SET TASK
Spot each line that carries the word "styles"; copy those lines.
-- Begin SUPPLIED RECORDS --
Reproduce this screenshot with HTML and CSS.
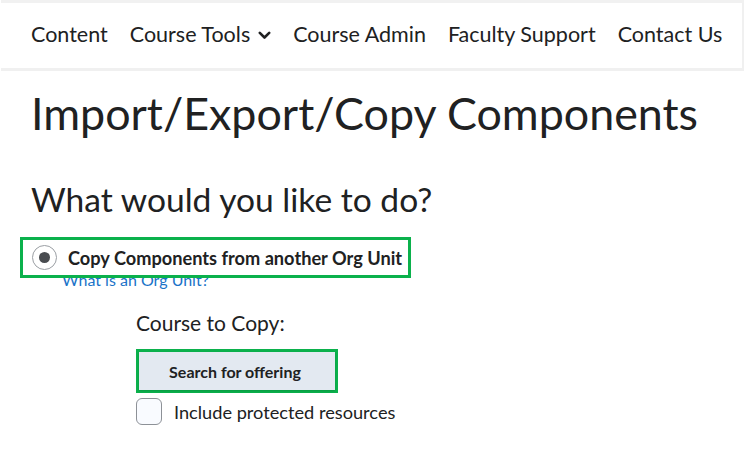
FILE: index.html
```html
<!DOCTYPE html>
<html>
<head>
<meta charset="utf-8">
<link rel="stylesheet" href="styles.css">
</head>
<body>
<div class="page">
  <nav class="topnav">
    <a class="nav-item">Content</a>
    <a class="nav-item">Course Tools
      <svg class="chev" width="13" height="9" viewBox="0 0 13 9"><path d="M1.8 1.8 L6.5 6.5 L11.2 1.8" fill="none" stroke="#202122" stroke-width="2.6" stroke-linecap="round" stroke-linejoin="round"/></svg>
    </a>
    <a class="nav-item">Course Admin</a>
    <a class="nav-item">Faculty Support</a>
    <a class="nav-item">Contact Us</a>
  </nav>
  <main class="content">
    <h1 class="title">Import/Export/Copy Components</h1>
    <h2 class="subtitle">What would you like to do?</h2>
    <div class="option">
      <div class="highlight radio-row">
        <span class="radio"><span class="dot"></span></span>
        <span class="radio-label">Copy Components from another Org Unit</span>
      </div>
      <a class="help-link">What is an Org Unit?</a>
    </div>
    <div class="copy-section">
      <div class="field-label">Course to Copy:</div>
      <div class="highlight btn-frame">
        <button class="btn">Search for offering</button>
      </div>
      <label class="check-row">
        <span class="checkbox"></span>
        <span class="check-label">Include protected resources</span>
      </label>
    </div>
  </main>
</div>
</body>
</html>
```
FILE: styles.css
```css
* { box-sizing: border-box; }
html, body { margin: 0; padding: 0; background: #fff; }
body { font-family: Lato, "Open Sans", sans-serif; color: #202122; }
.page { width: 745px; height: 449px; overflow: hidden; }
.topnav {
  margin: 3px 1px 0 1px;
  height: 68px;
  border-bottom: 3px solid #f0f0f0;
  border-right: 2px solid #f0f0f0;
  background: #fff;
  display: flex;
  align-items: center;
  gap: 22px;
  padding: 0 0 4px 30px;
  box-shadow: 0 -3px 0 #f1f1f1;
}
.nav-item { font-size: 21.5px; color: #202122; text-decoration: none; display: flex; align-items: center; gap: 8px; white-space: nowrap; }
.chev { margin-top: 3px; }
.content { padding: 0 0 0 31px; }
.title { font-size: 44.8px; font-weight: 400; margin: 13px 0 0 0; line-height: 58px; }
.subtitle { font-size: 33.6px; font-weight: 400; margin: 37px 0 0 0; line-height: 40px; }
.option { margin: 18px 0 0 -11px; position: relative; }
.highlight { border: 3px solid #0bb14c; }
.radio-row { display: inline-flex; align-items: center; gap: 11px; width: 391px; height: 41px; padding-left: 9px; position: relative; z-index: 1; background: transparent; }
.radio { width: 25px; height: 25px; border-radius: 50%; border: 1px solid #9a9ea3; display: flex; align-items: center; justify-content: center; background: #fff; }
.dot { width: 11px; height: 11px; border-radius: 50%; background: #494c50; }
.radio-label { font-size: 18.2px; font-weight: 700; color: #202122; white-space: nowrap; }
.help-link { display: block; margin: -8px 0 0 42px; font-size: 16px; color: #1a73c8; line-height: 19px; position: relative; }
.copy-section { margin: 21px 0 0 105px; }
.field-label { font-size: 21px; line-height: 25px; color: #202122; }
.btn-frame { width: 202px; height: 44px; margin-top: 14px; display: block; }
.btn { width: 100%; height: 100%; border: none; background: #e3e9f1; font-family: Lato, sans-serif; font-weight: 700; font-size: 16px; color: #202122; box-shadow: 0 1px 2px rgba(0,0,0,0.15); padding: 0 4px 0 0; }
.check-row { display: flex; align-items: center; gap: 12px; margin-top: 5px; }
.checkbox { width: 26px; height: 27px; border: 1px solid #8d9197; border-radius: 6px; background: #f9fbff; }
.check-label { font-size: 18.2px; color: #202122; }
```
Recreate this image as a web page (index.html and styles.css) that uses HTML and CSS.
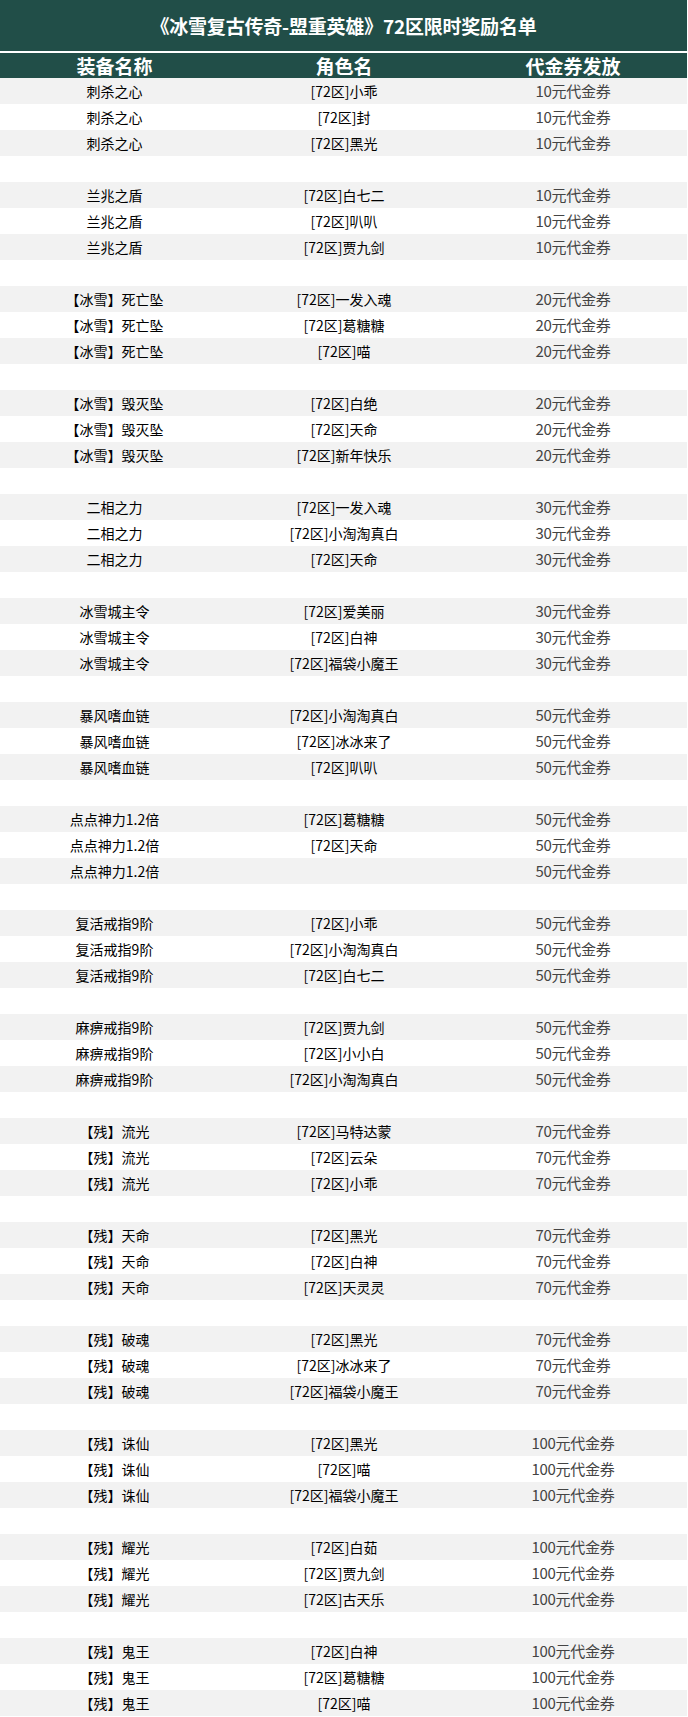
-- End SUPPLIED RECORDS --
TASK RESPONSE
<link rel="stylesheet" href="styles.css">
FILE: styles.css
Recreate this image as a web page (index.html and styles.css) that uses HTML and CSS.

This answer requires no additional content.